Air Canada fell 8.1 percent to C$8.51 in Toronto, its lowest closing level since May 27. The drop was the biggest since June 12.
Yield, or average fare per mile, declined 2.1 percent in the second quarter, the company said today. Chief Executive Officer Calin Rovinescu said yields will continue to fall this year as the airline adds more economy class seats and operates longer flights with a view to boosting profit.
“We are purposely looking at having a lower yield,” Rovinescu said on a conference call. “That is part of the strategy here as we look to have a greater bottom line.”
The average length of flights increased 2.5 percent in the second quarter from the same period a year earlier, reducing yield by 1.5 percentage point, Air Canada said in its earnings statement.
Air Canada’s yields in the second quarter were lower than Fadi Chamoun, an analyst at BMO Capital Markets in Toronto, had estimated, “implying a weaker-than-expected June month” particularly in U.S. transborder yields, he said in a note to clients.

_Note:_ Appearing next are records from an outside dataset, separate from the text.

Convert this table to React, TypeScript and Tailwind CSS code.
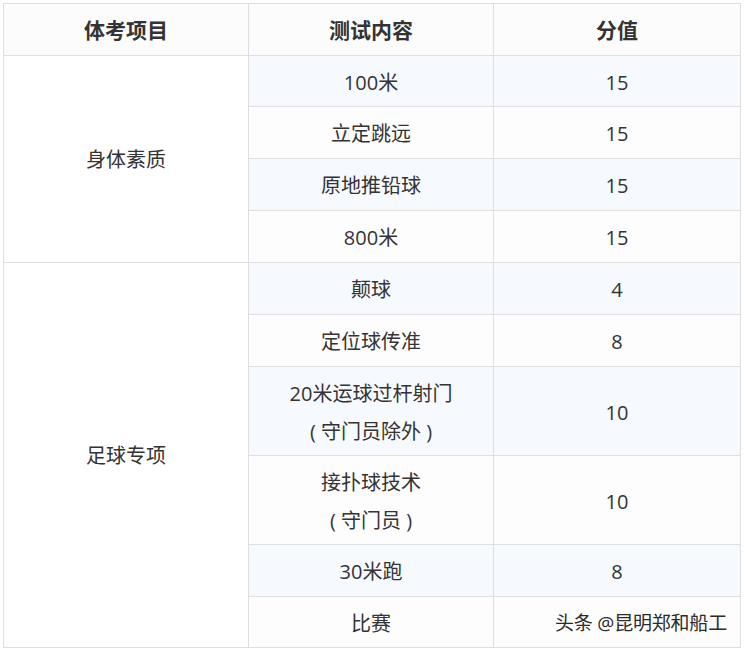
import React from "react";

const font = { fontFamily: '"Open Sans", "Noto Sans CJK SC", sans-serif' };

type Row = { item?: string; span?: number; content: string[]; score: string; h: number; blue: boolean };

const rows: Row[] = [
  { item: "身体素质", span: 4, content: ["100米"], score: "15", h: 51, blue: true },
  { content: ["立定跳远"], score: "15", h: 52, blue: false },
  { content: ["原地推铅球"], score: "15", h: 52, blue: true },
  { content: ["800米"], score: "15", h: 52, blue: false },
  { item: "足球专项", span: 6, content: ["颠球"], score: "4", h: 52, blue: true },
  { content: ["定位球传准"], score: "8", h: 52, blue: false },
  { content: ["20米运球过杆射门", "( 守门员除外 )"], score: "10", h: 89, blue: true },
  { content: ["接扑球技术", "( 守门员 )"], score: "10", h: 89, blue: false },
  { content: ["30米跑"], score: "8", h: 52, blue: true },
  { content: ["比赛"], score: "", h: 51, blue: false },
];

export default function App() {
  return (
    <div className="relative w-[744px] h-[651px] bg-white pt-[3px] pl-[3px]" style={font}>
      <table className="border-collapse w-[737px] table-fixed text-[#333]">
        <colgroup>
          <col className="w-[245px]" />
          <col className="w-[245px]" />
          <col className="w-[247px]" />
        </colgroup>
        <thead>
          <tr className="h-[52px] bg-[#fcfcfc]">
            <th className="border border-[#dfdfdf] text-[21px] font-bold p-0 pt-[2px]">体考项目</th>
            <th className="border border-[#dfdfdf] text-[21px] font-bold p-0 pt-[2px]">测试内容</th>
            <th className="border border-[#dfdfdf] text-[21px] font-bold p-0 pt-[2px]">分值</th>
          </tr>
        </thead>
        <tbody>
          {rows.map((r, i) => (
            <tr key={i} style={{ height: r.h }}>
              {r.item && (
                <td rowSpan={r.span} className="border border-[#dfdfdf] bg-white text-center text-[20px] p-0 pt-[2px]">
                  {r.item}
                </td>
              )}
              <td className={`border border-[#dfdfdf] text-center text-[20px] p-0 pt-[3px] leading-[38px] ${r.blue ? "bg-[#f6f9fd]" : "bg-[#fdfdfd]"}`}>
                {r.content.map((c, j) => (
                  <div key={j} className="whitespace-pre">{c}</div>
                ))}
              </td>
              <td className={`border border-[#dfdfdf] text-center text-[20px] p-0 pt-[3px] ${r.blue ? "bg-[#f6f9fd]" : "bg-[#fdfdfd]"}`}>
                {r.score}
              </td>
            </tr>
          ))}
        </tbody>
      </table>
      <div className="absolute left-[555px] top-[609px] text-[19px] font-normal leading-[28px] text-[#2a2a2a] tracking-[-0.2px]" style={{ textShadow: "0 0 2px #fff, 0 0 2px #fff" }}>
        头条 @昆明郑和船工
      </div>
    </div>
  );
}
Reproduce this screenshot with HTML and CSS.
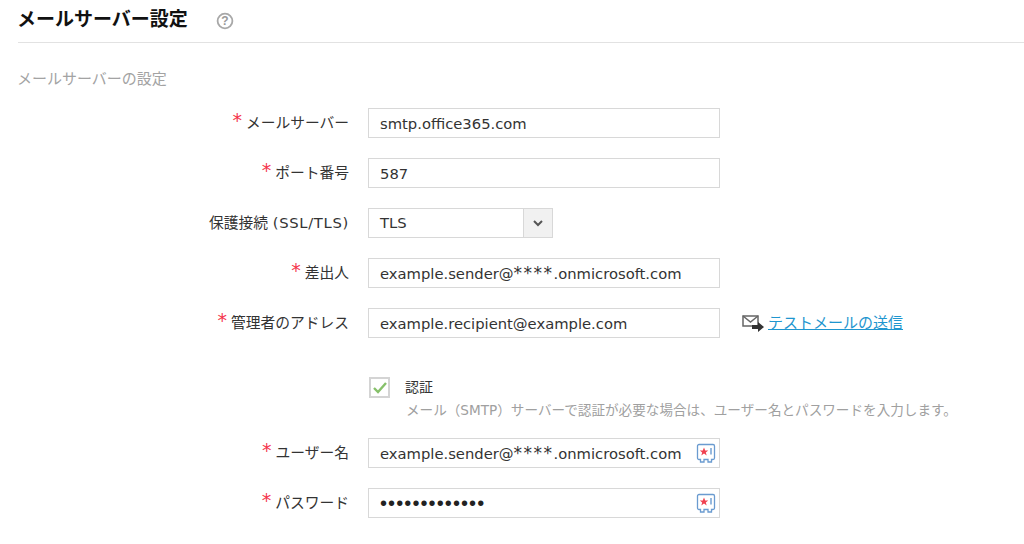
FILE: index.html
```html
<!DOCTYPE html>
<html lang="ja">
<head>
<meta charset="utf-8">
<title>メールサーバー設定</title>
<link rel="stylesheet" href="styles.css">
</head>
<body>
<header class="page-head">
  <h1 class="page-title">メールサーバー設定</h1>
  <svg class="help" width="18" height="18" viewBox="0 0 18 18"><circle cx="9" cy="9" r="7.4" fill="none" stroke="#a8a8a8" stroke-width="1.800"/><text x="9" y="13" text-anchor="middle" class="help-q">?</text></svg>
</header>
<h2 class="section">メールサーバーの設定</h2>
<form class="form">
  <div class="row"><label class="label"><span class="req">*</span>メールサーバー</label><div class="input">smtp.office365.com</div></div>
  <div class="row"><label class="label"><span class="req">*</span>ポート番号</label><div class="input">587</div></div>
  <div class="row"><label class="label">保護接続 <span class="latin">(SSL/TLS)</span></label>
    <div class="select"><span class="select-value">TLS</span><span class="select-btn"><svg width="10" height="7" viewBox="0 0 10 7"><path d="M1 1l4 4 4-4" fill="none" stroke="#555" stroke-width="2"/></svg></span></div>
  </div>
  <div class="row"><label class="label"><span class="req">*</span>差出人</label><div class="input">example.sender@<span class="mask">****</span>.onmicrosoft.com</div></div>
  <div class="row"><label class="label"><span class="req">*</span>管理者のアドレス</label><div class="input">example.recipient@example.com</div>
    <svg class="mail" width="23" height="18" viewBox="0 0 23 18"><path d="M1 2h15v10H1z" fill="none" stroke="#666" stroke-width="1.500"/><path d="M1 2l7.500 6L16 2" fill="none" stroke="#666" stroke-width="1.500"/><path d="M10 11h6V8l6 5-6 5v-3h-6z" fill="#333"/></svg>
    <a class="link" href="#">テストメールの送信</a>
  </div>
  <div class="auth">
    <span class="check"><svg width="16" height="14" viewBox="0 0 16 14"><path d="M2 7l4 4 8-9" fill="none" stroke="#86c06a" stroke-width="2.400"/></svg></span>
    <div>
      <div class="auth-title">認証</div>
      <div class="auth-note">メール（SMTP）サーバーで認証が必要な場合は、ユーザー名とパスワードを入力します。</div>
    </div>
  </div>
  <div class="row"><label class="label"><span class="req">*</span>ユーザー名</label><div class="input">example.sender@<span class="mask">****</span>.onmicrosoft.com
    <svg class="vault" width="20" height="21" viewBox="0 0 20 21"><path d="M3 1.500h14A1.500 1.500 0 0 1 18.500 3v12a1.500 1.500 0 0 1-1.500 1.500h-1.500V19h-3.500v-2.500H8V19H4.500v-2.500H3A1.500 1.500 0 0 1 1.500 15V3A1.500 1.500 0 0 1 3 1.500z" fill="#fff" stroke="#6a9bd0" stroke-width="1.300"/><path d="M8 4.500l1.200 3h3l-2.400 1.900.9 3L8 10.600l-2.700 1.800.9-3-2.400-1.900h3z" fill="#f0404f"/><path d="M15 5v6.500" stroke="#6a9bd0" stroke-width="1.400"/></svg>
  </div></div>
  <div class="row"><label class="label"><span class="req">*</span>パスワード</label><div class="input"><span class="dots">•••••••••••••</span>
    <svg class="vault" width="20" height="21" viewBox="0 0 20 21"><path d="M3 1.500h14A1.500 1.500 0 0 1 18.500 3v12a1.500 1.500 0 0 1-1.500 1.500h-1.500V19h-3.500v-2.500H8V19H4.500v-2.500H3A1.500 1.500 0 0 1 1.500 15V3A1.500 1.500 0 0 1 3 1.500z" fill="#fff" stroke="#6a9bd0" stroke-width="1.300"/><path d="M8 4.500l1.200 3h3l-2.400 1.900.9 3L8 10.600l-2.700 1.800.9-3-2.400-1.900h3z" fill="#f0404f"/><path d="M15 5v6.500" stroke="#6a9bd0" stroke-width="1.400"/></svg>
  </div></div>
</form>
</body>
</html>
```
FILE: styles.css
```css
* { box-sizing: border-box; }
html, body { margin: 0; padding: 0; background: #fff; overflow: hidden; }
body {
  width: 1024px;
  height: 544px;
  font-family: "DejaVu Sans", "Noto Sans CJK JP", sans-serif;
  font-size: 14px;
  color: #333;
}
.page-head {
  height: 43px;
  margin-left: 18px;
  border-bottom: 1px solid #e2e2e2;
  display: flex;
  align-items: flex-start;
  padding-top: 6px;
}
.page-title {
  margin: 0 0 0 -1px;
  font-family: "Noto Sans CJK JP", sans-serif;
  font-size: 19px;
  line-height: 24px;
  font-weight: 700;
  color: #111;
}
.help { margin: 6px 0 0 28px; }
.help-q { font-family: "Liberation Sans", sans-serif; font-size: 12px; font-weight: 700; fill: #999; }
.section {
  margin: 24px 0 0 17px;
  font-family: "Noto Sans CJK JP", sans-serif;
  font-size: 15px;
  line-height: 22px;
  font-weight: 400;
  color: #a3a3a3;
}
.form { margin-top: 19px; display: flex; flex-direction: column; gap: 20px; }
.row { display: flex; align-items: center; height: 30px; }
.label {
  width: 349px;
  text-align: right;
  font-size: 14.750px;
  line-height: 30px;
  height: 30px;
  color: #333;
  white-space: nowrap;
}
.latin { letter-spacing: 0.700px; }
.req { color: #f4364c; font-size: 19px; line-height: 14px; margin-right: 4px; position: relative; top: -1px; }
.input {
  position: relative;
  width: 352px;
  height: 30px;
  margin-left: 19px;
  border: 1px solid #d8d8d8;
  padding-left: 11px;
  line-height: 30px;
  font-size: 14.750px;
  color: #333;
  white-space: nowrap;
}
.mask { font-size: 17px; letter-spacing: 1.500px; line-height: 0; }
.dots { font-family: "Liberation Sans", sans-serif; font-size: 20px; letter-spacing: 1.100px; line-height: 0; color: #222; position: relative; top: 1px; }
.vault { position: absolute; right: 3px; top: 4px; }
.select {
  width: 185px;
  height: 30px;
  margin-left: 19px;
  border: 1px solid #d8d8d8;
  display: flex;
  align-items: stretch;
  font-size: 14.750px;
  line-height: 28px;
}
.select-value { flex: 1; padding-left: 11px; }
.select-btn {
  width: 29px;
  background: #f1f1f1;
  border-left: 1px solid #d8d8d8;
  display: flex;
  align-items: center;
  justify-content: center;
}
.mail { margin-left: 22px; }
.link {
  margin-left: 3px;
  font-family: "Noto Sans CJK JP", sans-serif;
  font-size: 15px;
  color: #1f96cf;
  text-decoration: underline;
  position: relative;
  top: -2px;
}
.auth { display: flex; margin: 19px 0 0 369px; gap: 15px; align-items: flex-start; height: 41px; }
.check {
  width: 21px;
  height: 21px;
  flex: none;
  border: 2px solid #d4d4d4;
  display: flex;
  align-items: center;
  justify-content: center;
}
.auth-title { font-family: "Noto Sans CJK JP", sans-serif; font-size: 14px; line-height: 18px; color: #333; }
.auth-note { font-size: 13.600px; line-height: 30px; padding-left: 1px; color: #a0a0a0; white-space: nowrap; }
```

Air Canada also boosted its 2014 cost-cutting target this year. Rovinescu is working to increase profit by about 15 percent over five years by expanding the company’s Rouge low-cost unit after deploying five Boeing Co. 777 aircraft with 31 percent more seats than the plane’s standard version. Air Canada said in May it was planning to refurbish another 12 of its 777s by adding more seats starting next year.